At the end of season 2016/17 the Sky Blues were relegated to League 2 but bounced back to League One at end of 2017/18 season.
FA Cup 1987
Away fans should check with their own club regarding tickets. For all other ticket information and purchasing contact:-
firstname.lastname@example.org or by phone on 024 7699 1987
If travelling from the North use the M6 or M1. If using the M1 join the M6 at Catthorpe Interchange and exit motorway at J3. then join the A444 heading south. If using the M6 exit at J3 and then as for M1 details.
If travelling from the South use the M1 and join the M6 at Catthorpe Interchange and leave the motorway at J3 as before described for north.
Contact the club regarding parking at Car Parks A.B.C.
From the station take bus no.8 to Coventry Transport Museum.
From Coventry Transport Museum take buses 4 or 5 to Arena Park then walk through underpass to the Ricoh.
For bus routes from the general environs of Coventry visit www.nxbus.co.uk/local/west-midlands.
The city lies on the main London-Birmingham line.

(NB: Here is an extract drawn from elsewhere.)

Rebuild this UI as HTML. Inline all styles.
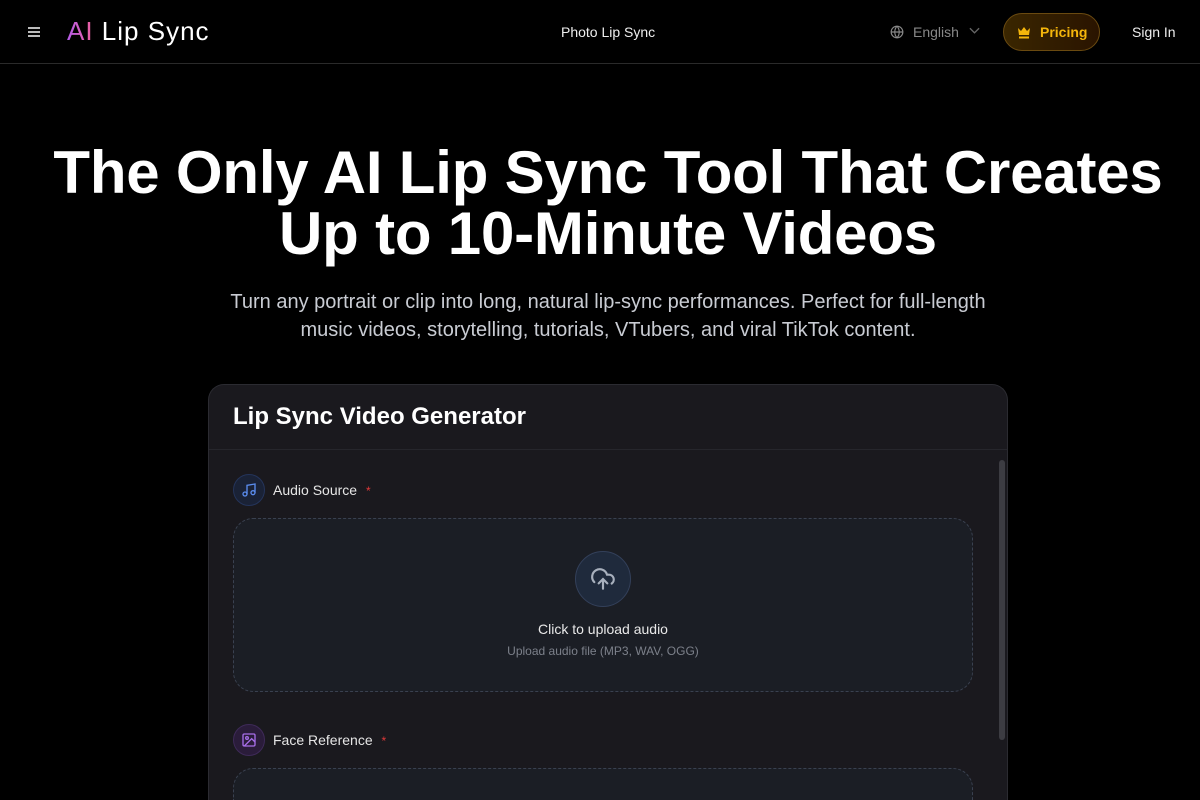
<!DOCTYPE html>
<html style="width:1200px;height:800px;overflow:hidden"><head><meta charset="utf-8"><style>
*{box-sizing:border-box;margin:0;padding:0}
body{width:1200px;height:800px;overflow:hidden;background:#000;font-family:"Liberation Sans",sans-serif;color:#fff;position:relative}
.hdr{position:absolute;left:0;top:0;width:1200px;height:64px;border-bottom:1px solid #2a2a2a}
.abs{position:absolute}
h1{position:absolute;left:0;width:1216px;top:142px;text-align:center;font-size:60px;line-height:61px;font-weight:700;letter-spacing:-0.2px}
.sub{position:absolute;left:0;width:1216px;top:288px;text-align:center;font-size:20px;line-height:28px;color:#c9ccd3}
.card{position:absolute;left:208px;top:384px;width:800px;height:416px;background:#1a191e;border:1px solid #2b2b31;border-bottom:none;border-radius:16px 16px 0 0}
.drop{position:absolute;left:233px;width:740px;border:1px dashed #3a4150;border-radius:20px;background:#1b1e25}
.ic{position:absolute;width:32px;height:32px;border-radius:50%}
</style></head><body>
<div class="hdr">
 <div class="abs" style="left:28px;top:27px;width:12px;height:2px;background:#bbb;box-shadow:0 4px 0 #bbb,0 8px 0 #bbb"></div>
 <div class="abs" style="left:67px;top:17px;font-size:26px;line-height:28px;letter-spacing:1px"><span style="background:linear-gradient(90deg,#b45ce8,#f0609a);-webkit-background-clip:text;color:transparent">AI</span> Lip Sync</div>
 <div class="abs" style="left:561px;top:24px;font-size:14px;color:#eee">Photo Lip Sync</div>
 <svg class="abs" style="left:890px;top:25px" width="14" height="14" viewBox="0 0 24 24" fill="none" stroke="#888" stroke-width="2"><circle cx="12" cy="12" r="10"/><path d="M2 12h20M12 2a15 15 0 0 1 0 20M12 2a15 15 0 0 0 0 20"/></svg>
 <div class="abs" style="left:913px;top:24px;font-size:14px;color:#888">English</div>
 <svg class="abs" style="left:969px;top:27px" width="11" height="8" viewBox="0 0 12 8" fill="none" stroke="#666" stroke-width="1.5"><path d="M1 1l5 5 5-5"/></svg>
 <div class="abs" style="left:1003px;top:13px;width:97px;height:38px;border-radius:19px;border:1px solid #6a4a10;background:linear-gradient(90deg,#3a2600,#2a1400)"></div>
 <svg class="abs" style="left:1017px;top:26px" width="14" height="13" viewBox="0 0 14 13" fill="#f5b60b"><path d="M1 2l3 3 3-4 3 4 3-3-1 7H2z"/><rect x="2" y="10.5" width="10" height="2"/></svg>
 <div class="abs" style="left:1040px;top:24px;font-size:14px;font-weight:700;color:#f5b60b">Pricing</div>
 <div class="abs" style="left:1132px;top:24px;font-size:14px;color:#eee">Sign In</div>
</div>
<h1>The Only AI Lip Sync Tool That Creates<br>Up to 10-Minute Videos</h1>
<div class="sub">Turn any portrait or clip into long, natural lip-sync performances. Perfect for full-length<br>music videos, storytelling, tutorials, VTubers, and viral TikTok content.</div>
<div class="card">
 <div class="abs" style="left:24px;top:18px;font-size:24px;font-weight:700">Lip Sync Video Generator</div>
 <div class="abs" style="left:0;top:64px;width:798px;height:1px;background:#26262c"></div>
 <div class="abs" style="left:790px;top:75px;width:6px;height:280px;background:#3c3c42;border-radius:3px"></div>
</div>
<div class="ic" style="left:233px;top:474px;background:#1a2236;border:1px solid #24345a"></div>
<svg class="abs" style="left:241px;top:482px" width="16" height="16" viewBox="0 0 24 24" fill="none" stroke="#5b8def" stroke-width="2"><path d="M9 18V5l12-2v13"/><circle cx="6" cy="18" r="3"/><circle cx="18" cy="16" r="3"/></svg>
<div class="abs" style="left:273px;top:482px;font-size:14px;color:#e5e5e5">Audio Source <span style="color:#e03a3a;margin-left:5px;font-size:12px">*</span></div>
<div class="drop" style="top:518px;height:174px"></div>
<div class="abs" style="left:575px;top:551px;width:56px;height:56px;border-radius:50%;background:#1f2a3c;border:1px solid #33405a"></div>
<svg class="abs" style="left:590px;top:566px" width="26" height="26" viewBox="0 0 24 24" fill="none" stroke="#a8b0bd" stroke-width="2" stroke-linecap="round"><path d="M4 14.9A7 7 0 1 1 15.7 8h1.8a4.5 4.5 0 0 1 2.5 8.2"/><path d="M12 12v9M8 16l4-4 4 4"/></svg>
<div class="abs" style="left:0;width:1206px;top:621px;text-align:center;font-size:14px;color:#e8e8e8">Click to upload audio</div>
<div class="abs" style="left:0;width:1206px;top:644px;text-align:center;font-size:12px;color:#7c808a">Upload audio file (MP3, WAV, OGG)</div>
<div class="ic" style="left:233px;top:724px;background:#2a1c3a;border:1px solid #3e2a58"></div>
<svg class="abs" style="left:241px;top:732px" width="16" height="16" viewBox="0 0 24 24" fill="none" stroke="#a66ee8" stroke-width="2"><rect x="3" y="3" width="18" height="18" rx="2"/><circle cx="9" cy="9" r="2"/><path d="M21 15l-5-5L5 21"/></svg>
<div class="abs" style="left:273px;top:732px;font-size:14px;color:#e5e5e5">Face Reference <span style="color:#e03a3a;margin-left:5px;font-size:12px">*</span></div>
<div class="drop" style="top:768px;height:32px;border-bottom:none;border-radius:20px 20px 0 0"></div>
</body></html>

Information regarding timetables and ticket prices for all routes to Coventry can be found at www.nationalrail.co.uk.
Air:- see above.
After spending years at Highfield Road the club moved into the Ricoh Stadium in 2005. After a dispute they vacated the ground and played at Sixfields, Northampton for one year.
With an all seater capacity of 32500, the stadium is made up of four stands.
The North, East and South stands are single tier structures. The video screen is placed between the South and East Stands and the "Sky Blues Wall of Fame" sits outside the East Stand.
The West Stand, known as Lloydspharmacy Stand, has a large lower tier, topped by hospitality boxes, which is topped by a smaller tier of seats.
Around 3000 away supporters are housed in Blocks 6 and 7 of the South Stand. There is a spacious concourses for visitors serving usual fare of food and drinks. There are also a number of TV screens.
Outside of the ground the Arena Shopping Centre has a good range of cafes, takeaways and mobile outlets.
A good selection of pubs can be found on Longford Road.